In 1941, the Speech Room at Harrow School was bombed and lost its roof. There's a slight sense of the apocryphal to this story: how much of its roof was lost is forgotten, but among the rubble in the newly open-to-the-elements space, teacher Ronnie Watkins decided to take the opportunity to reconstruct some of Shakespeare's original performance conditions, with shared light, minimal scenery and an all-male cast; and writing a new prologue to that effect for a production of Twelfth Night, began a tradition which has continued to this day.
A long tradition
Harrow has a strong history of public speaking – due no doubt to a propensity to churn out statesmen – but an added bonus of this tradition has been a willingness to engage with drama as a worthwhile, fulfilling and personally advancing activity. When I met Adam Cross, Director of Drama at the school, it was clear that this ethos is in fine fettle. As well as Speech Room (its roof safely restored), the school now has the purpose-built 25 year-old Ryan Theatre which seats 330, and which was built with Speech Room in mind – the auditorium wide rather than deep, and curved such that performances are able to take place in Globe-like shared light there too. Cross is fortunate enough to have 3 teachers and 5 non-teaching staff in his drama department, as well as a Chemistry teacher who directs plays, and an English teacher who works on co-curricular productions. Whole-school productions are mounted each term as well as house productions nearly every two weeks between October and March, and among other projects the department tours a production devised by students at the School for primary-aged audiences each year, and the annual ‘Harrow Fringe Festival’ showcases student-made work, so drama is thriving.

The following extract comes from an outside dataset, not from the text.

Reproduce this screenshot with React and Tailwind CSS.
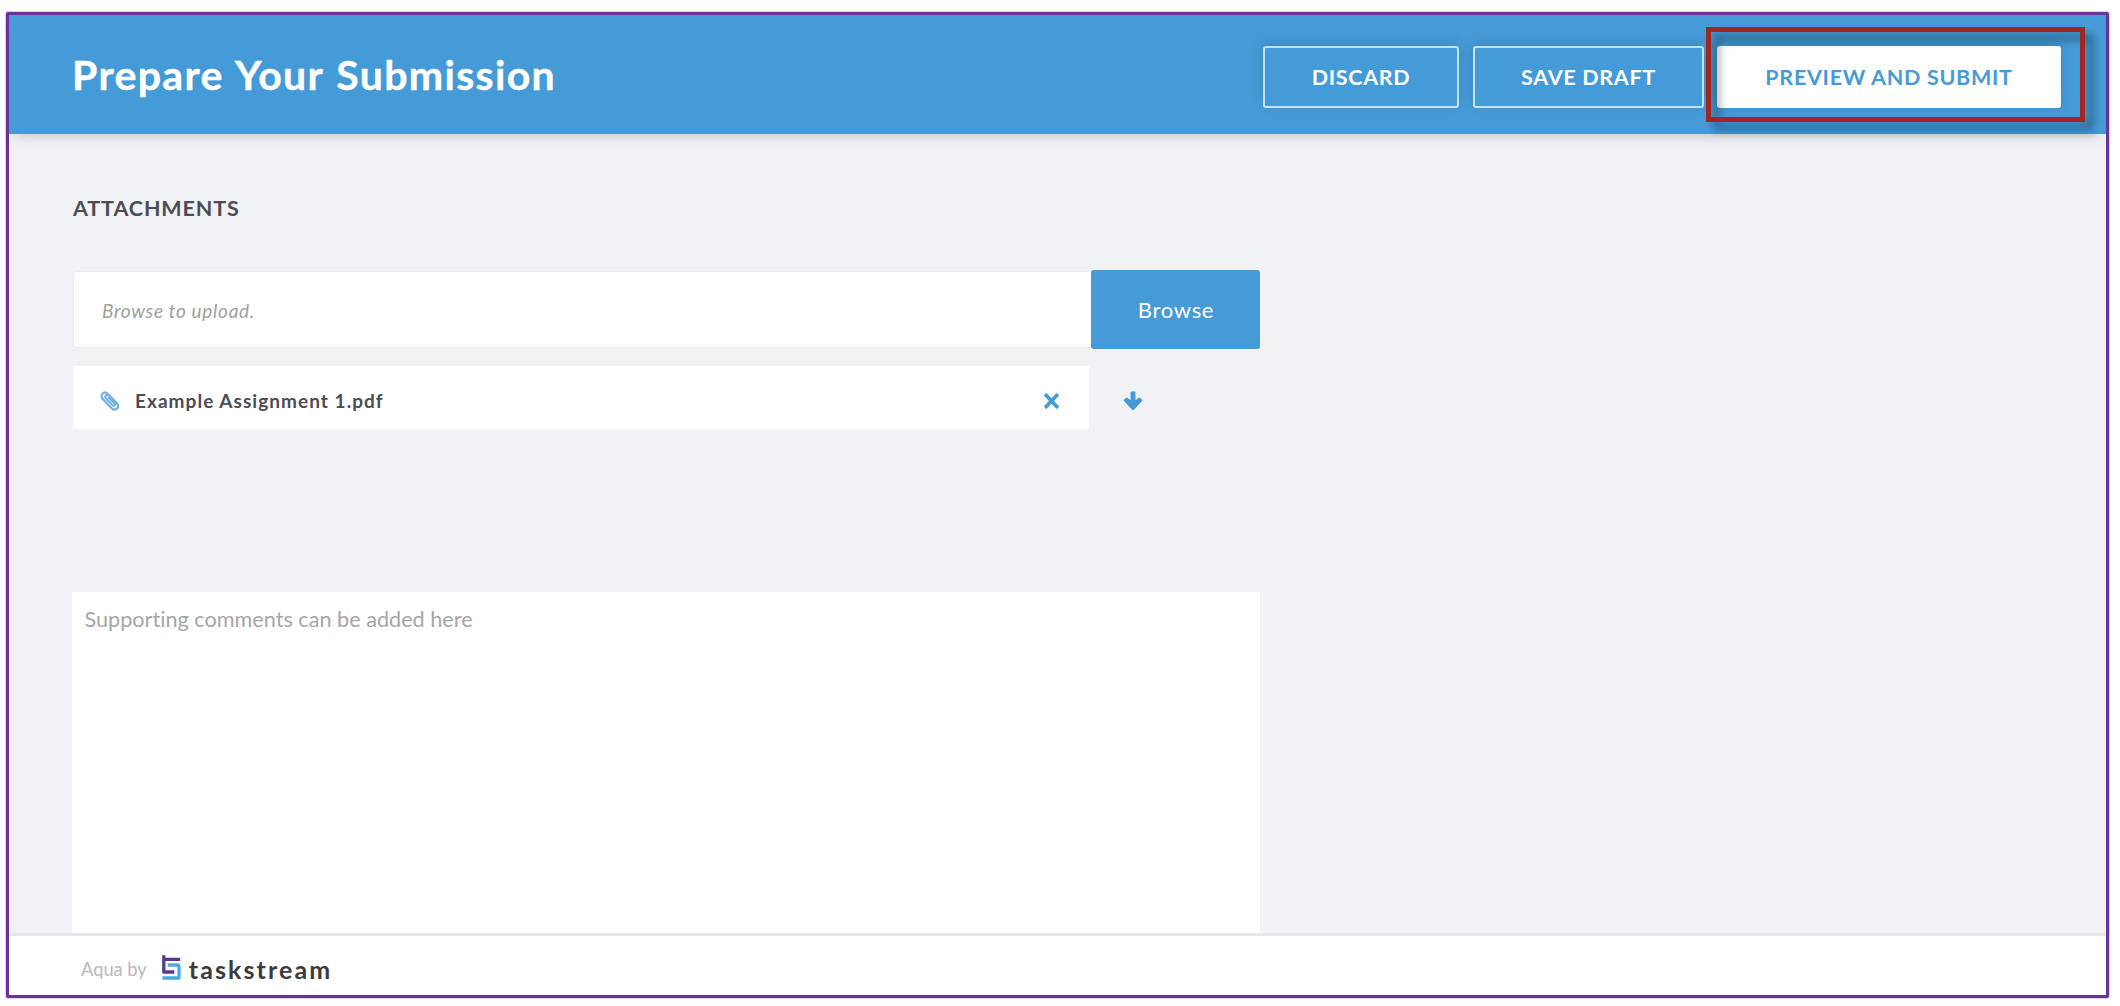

Much of this enthusiasm for the subject can be traced back to Ronnie Watkins, and to his successor from 1964 Jeremy Lemmon. So much loved were the annual Shakespeare productions from 1941 that in 1951, a group of Old Harrovians – students who had been through Watkins’ direction and who wanted to continue after leaving school – set up the OH Players, putting on a second annual Shakespeare production in Speech Room, and continuing to do so for an unbroken 67 years, with non-OH participants including a young Joanna Lumley as Rosalind.
Pioneering work
Alongside Watkins back in the 1940s, Head of Art Maurice Percival developed an enthusiasm for design, and in particular for speculating about what the original Globe theatre might have looked like. His drawings and watercolours, many of them still in the school archive, are remarkable precursors to the ‘new’ Globe theatre many of us now know so well. And when Sam Wanamaker decided to embark on his ambitious project to rebuild the Globe on London's South Bank, Ronnie Watkins was asked to be a member of the advisory team for the undertaking, as Wanamaker felt (Lemmon recounts) that anyone interested in ‘original staging techniques cannot ignore the pioneering work’ at Harrow. Such it is that rehearsal rooms and education studios in the finished building are named after Watkins.

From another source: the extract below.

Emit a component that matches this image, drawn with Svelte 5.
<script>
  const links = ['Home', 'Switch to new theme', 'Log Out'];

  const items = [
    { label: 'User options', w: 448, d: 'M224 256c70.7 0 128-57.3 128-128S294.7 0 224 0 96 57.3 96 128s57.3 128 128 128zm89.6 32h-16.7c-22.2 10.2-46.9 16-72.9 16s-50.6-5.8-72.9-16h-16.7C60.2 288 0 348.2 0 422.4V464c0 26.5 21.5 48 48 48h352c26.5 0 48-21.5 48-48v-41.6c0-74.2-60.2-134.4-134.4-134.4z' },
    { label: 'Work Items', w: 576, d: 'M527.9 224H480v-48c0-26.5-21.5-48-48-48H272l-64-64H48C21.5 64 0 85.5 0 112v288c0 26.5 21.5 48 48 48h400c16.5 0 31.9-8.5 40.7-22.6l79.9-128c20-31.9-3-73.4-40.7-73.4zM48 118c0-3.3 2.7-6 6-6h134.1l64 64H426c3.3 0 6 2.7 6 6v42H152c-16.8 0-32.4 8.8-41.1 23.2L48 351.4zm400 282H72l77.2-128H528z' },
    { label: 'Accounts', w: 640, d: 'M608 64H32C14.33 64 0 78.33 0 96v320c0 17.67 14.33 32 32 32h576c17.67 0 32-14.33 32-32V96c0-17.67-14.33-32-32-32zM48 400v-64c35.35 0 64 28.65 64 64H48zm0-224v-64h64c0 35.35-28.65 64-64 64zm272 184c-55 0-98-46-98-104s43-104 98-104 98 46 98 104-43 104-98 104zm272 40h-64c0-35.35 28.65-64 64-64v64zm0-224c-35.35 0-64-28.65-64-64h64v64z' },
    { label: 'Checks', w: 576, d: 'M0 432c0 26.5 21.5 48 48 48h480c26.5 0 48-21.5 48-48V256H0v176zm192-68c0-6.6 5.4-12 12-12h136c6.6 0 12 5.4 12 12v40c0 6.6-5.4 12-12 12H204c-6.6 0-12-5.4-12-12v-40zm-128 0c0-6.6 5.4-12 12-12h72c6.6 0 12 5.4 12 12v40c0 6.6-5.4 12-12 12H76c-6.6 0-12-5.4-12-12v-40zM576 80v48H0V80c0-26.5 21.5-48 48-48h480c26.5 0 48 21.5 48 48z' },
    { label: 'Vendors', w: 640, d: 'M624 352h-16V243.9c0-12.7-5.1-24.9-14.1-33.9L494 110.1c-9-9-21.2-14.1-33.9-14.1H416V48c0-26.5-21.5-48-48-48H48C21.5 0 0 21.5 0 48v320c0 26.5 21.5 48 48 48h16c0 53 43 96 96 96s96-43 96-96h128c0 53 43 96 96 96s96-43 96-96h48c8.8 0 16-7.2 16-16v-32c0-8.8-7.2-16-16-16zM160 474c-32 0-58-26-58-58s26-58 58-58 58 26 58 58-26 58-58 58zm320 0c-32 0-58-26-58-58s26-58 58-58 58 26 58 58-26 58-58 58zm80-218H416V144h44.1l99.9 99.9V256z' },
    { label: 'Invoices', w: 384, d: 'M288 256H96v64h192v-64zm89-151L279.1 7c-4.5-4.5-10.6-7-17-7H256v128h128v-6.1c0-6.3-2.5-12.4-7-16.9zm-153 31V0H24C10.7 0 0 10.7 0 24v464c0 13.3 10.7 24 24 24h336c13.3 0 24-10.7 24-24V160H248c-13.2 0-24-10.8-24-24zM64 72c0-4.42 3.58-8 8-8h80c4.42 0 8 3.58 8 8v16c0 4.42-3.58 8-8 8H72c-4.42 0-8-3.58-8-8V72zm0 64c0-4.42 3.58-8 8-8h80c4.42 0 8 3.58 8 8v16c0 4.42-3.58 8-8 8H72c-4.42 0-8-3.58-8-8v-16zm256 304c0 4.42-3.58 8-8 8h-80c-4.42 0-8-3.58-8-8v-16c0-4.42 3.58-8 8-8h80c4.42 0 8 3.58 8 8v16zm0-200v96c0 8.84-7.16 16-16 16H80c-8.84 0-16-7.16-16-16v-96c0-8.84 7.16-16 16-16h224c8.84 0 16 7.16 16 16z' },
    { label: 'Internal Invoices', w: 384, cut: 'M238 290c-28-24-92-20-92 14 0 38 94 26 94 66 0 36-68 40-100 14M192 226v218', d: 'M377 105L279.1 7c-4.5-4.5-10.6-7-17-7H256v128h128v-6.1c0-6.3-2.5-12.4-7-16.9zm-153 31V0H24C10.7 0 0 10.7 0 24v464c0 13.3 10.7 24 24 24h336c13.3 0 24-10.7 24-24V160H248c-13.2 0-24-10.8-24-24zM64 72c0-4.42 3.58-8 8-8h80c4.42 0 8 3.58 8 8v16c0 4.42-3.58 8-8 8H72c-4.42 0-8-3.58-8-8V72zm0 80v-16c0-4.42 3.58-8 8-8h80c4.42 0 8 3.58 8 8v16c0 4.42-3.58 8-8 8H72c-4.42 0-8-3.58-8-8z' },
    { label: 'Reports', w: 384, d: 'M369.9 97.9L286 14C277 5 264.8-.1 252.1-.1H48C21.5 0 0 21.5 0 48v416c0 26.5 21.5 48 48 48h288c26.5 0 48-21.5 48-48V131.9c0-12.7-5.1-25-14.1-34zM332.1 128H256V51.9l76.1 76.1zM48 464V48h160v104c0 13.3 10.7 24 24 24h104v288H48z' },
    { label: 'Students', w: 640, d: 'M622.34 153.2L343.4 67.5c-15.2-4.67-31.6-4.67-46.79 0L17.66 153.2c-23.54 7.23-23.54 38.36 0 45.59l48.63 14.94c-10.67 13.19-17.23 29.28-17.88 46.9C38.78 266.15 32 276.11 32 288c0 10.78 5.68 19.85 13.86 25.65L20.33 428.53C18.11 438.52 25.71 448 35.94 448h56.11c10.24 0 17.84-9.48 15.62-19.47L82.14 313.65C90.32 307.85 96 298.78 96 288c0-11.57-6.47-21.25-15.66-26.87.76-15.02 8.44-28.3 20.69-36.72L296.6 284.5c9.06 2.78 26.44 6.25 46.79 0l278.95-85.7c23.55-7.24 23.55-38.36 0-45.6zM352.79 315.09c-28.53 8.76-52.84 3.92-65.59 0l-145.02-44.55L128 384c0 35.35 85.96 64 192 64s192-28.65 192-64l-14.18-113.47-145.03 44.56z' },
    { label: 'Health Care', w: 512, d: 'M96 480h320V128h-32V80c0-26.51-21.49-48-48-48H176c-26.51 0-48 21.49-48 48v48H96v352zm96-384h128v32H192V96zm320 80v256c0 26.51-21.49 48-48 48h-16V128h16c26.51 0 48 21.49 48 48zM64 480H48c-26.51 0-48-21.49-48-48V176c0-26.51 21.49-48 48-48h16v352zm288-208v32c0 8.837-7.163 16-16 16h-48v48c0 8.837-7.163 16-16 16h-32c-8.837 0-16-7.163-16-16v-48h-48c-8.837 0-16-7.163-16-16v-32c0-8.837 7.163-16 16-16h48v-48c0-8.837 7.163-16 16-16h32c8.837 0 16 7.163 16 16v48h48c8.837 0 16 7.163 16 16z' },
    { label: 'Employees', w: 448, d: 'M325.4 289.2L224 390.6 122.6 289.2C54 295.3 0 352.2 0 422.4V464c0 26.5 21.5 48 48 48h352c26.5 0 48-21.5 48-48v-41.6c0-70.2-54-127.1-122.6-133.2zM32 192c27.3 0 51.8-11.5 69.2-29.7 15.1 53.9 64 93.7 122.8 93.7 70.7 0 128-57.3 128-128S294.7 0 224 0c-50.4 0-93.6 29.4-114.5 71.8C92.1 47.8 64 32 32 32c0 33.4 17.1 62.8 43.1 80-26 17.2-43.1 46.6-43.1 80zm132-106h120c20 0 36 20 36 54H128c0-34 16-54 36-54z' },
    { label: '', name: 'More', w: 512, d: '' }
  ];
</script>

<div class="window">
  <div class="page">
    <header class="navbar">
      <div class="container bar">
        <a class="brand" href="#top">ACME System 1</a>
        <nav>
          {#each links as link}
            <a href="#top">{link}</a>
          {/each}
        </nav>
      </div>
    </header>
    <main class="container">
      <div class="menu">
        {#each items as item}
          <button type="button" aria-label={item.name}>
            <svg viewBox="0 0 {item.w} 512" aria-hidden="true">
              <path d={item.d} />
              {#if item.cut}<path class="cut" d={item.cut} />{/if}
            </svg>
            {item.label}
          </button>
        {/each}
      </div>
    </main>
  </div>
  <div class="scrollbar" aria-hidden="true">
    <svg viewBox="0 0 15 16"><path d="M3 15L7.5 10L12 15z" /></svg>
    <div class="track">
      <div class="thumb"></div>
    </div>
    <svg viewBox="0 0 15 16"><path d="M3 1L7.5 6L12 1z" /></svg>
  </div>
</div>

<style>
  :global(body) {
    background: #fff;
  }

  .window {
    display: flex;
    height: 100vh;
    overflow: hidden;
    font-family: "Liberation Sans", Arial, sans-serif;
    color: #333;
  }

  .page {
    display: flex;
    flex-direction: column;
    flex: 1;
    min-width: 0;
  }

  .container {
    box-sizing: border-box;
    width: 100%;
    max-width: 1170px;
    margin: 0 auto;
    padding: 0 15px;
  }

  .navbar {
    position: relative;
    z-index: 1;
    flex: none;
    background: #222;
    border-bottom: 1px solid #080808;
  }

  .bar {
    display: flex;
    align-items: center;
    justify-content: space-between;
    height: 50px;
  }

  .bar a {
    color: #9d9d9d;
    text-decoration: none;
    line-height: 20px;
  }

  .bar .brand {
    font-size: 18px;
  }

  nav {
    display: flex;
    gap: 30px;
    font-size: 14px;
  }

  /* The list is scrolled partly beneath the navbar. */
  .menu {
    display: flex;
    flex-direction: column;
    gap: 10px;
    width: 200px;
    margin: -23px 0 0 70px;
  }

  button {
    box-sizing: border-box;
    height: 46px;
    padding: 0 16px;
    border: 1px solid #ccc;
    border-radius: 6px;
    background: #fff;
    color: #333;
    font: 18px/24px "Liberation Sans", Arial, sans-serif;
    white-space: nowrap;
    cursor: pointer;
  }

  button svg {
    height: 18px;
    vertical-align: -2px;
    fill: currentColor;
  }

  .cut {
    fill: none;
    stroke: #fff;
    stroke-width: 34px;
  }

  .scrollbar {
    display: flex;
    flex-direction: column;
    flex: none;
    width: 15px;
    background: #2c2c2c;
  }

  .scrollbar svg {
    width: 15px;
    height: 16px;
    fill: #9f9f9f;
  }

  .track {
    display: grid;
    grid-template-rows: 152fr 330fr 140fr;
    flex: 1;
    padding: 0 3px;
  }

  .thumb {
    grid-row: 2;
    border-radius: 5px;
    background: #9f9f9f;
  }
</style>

The connection between Harrow and the Globe theatre occasioned by this inspirational teacher's involvement meant that in 1994, when the new theatre was still a shell, Harrow were invited to bring their Speech Room production and perform it in the rising wooden ‘O’. Performed across Shakespeare's birthday weekend and starring a young Benedict Cumberbatch as Petruchio, the production was directed by Jeremy Lemmon who had ably picked up Watkins’ baton by that stage. Watkins, aged 90, was in the audience.
The 1994 chorus in the Globe minstrels’ gallery
A return to the Globe
2019 marks 25 years since that first full production in what would become Shakespeare's Globe Theatre, and Harrow have been invited back to perform. The production will be a fundraiser, with the proceeds going to create a project in honour of Lemmon – in which Harrow boys and students from local partner schools will collaborate annually through workshops with actors from the Globe theatre and on its stage, culminating in a series of performed extracts.
Appropriately enough, the play Cross has chosen for its one-off performance is Twelfth Night, and in honour of that war-time production in the ‘Speech Room Globe’ it will be a loosely Edwardian affair, incorporating aspects of the school uniform, and an original score by the Head of Academic Music, William Church, based on some of Harrow's extensive school songs. It will have, Cross tells me, ‘some of the world of Harrow, but burst apart: youthful.’ He will cast it as a company of boys from all years, and then allow the roles to emerge, as he is, he says, very keen that ensemble is something that his department can teach the boys. In all, a cast of 27 actor-singers, a band of seven or eight, and a stage management team will have the opportunity to participate in this historic revisiting of a theatre intimately connected with the 20th-Century history of Harrow School.
All of this takes place in a world of undeniable privilege, in the scheme of academic institutions. Perhaps the biggest thing that can be learnt from Harrow's story, however, is that it is well worth delving into the drama history of your school. Digging in the annals may not bring forth such a well-connected picture as this, but might easily inspire a project which embeds drama firmly in the narrative of what your school has and should continue to offer its students and its community. To have drama so fundamentally a part of the life and identity of any school is an admirable, and crucially an achievable aspiration.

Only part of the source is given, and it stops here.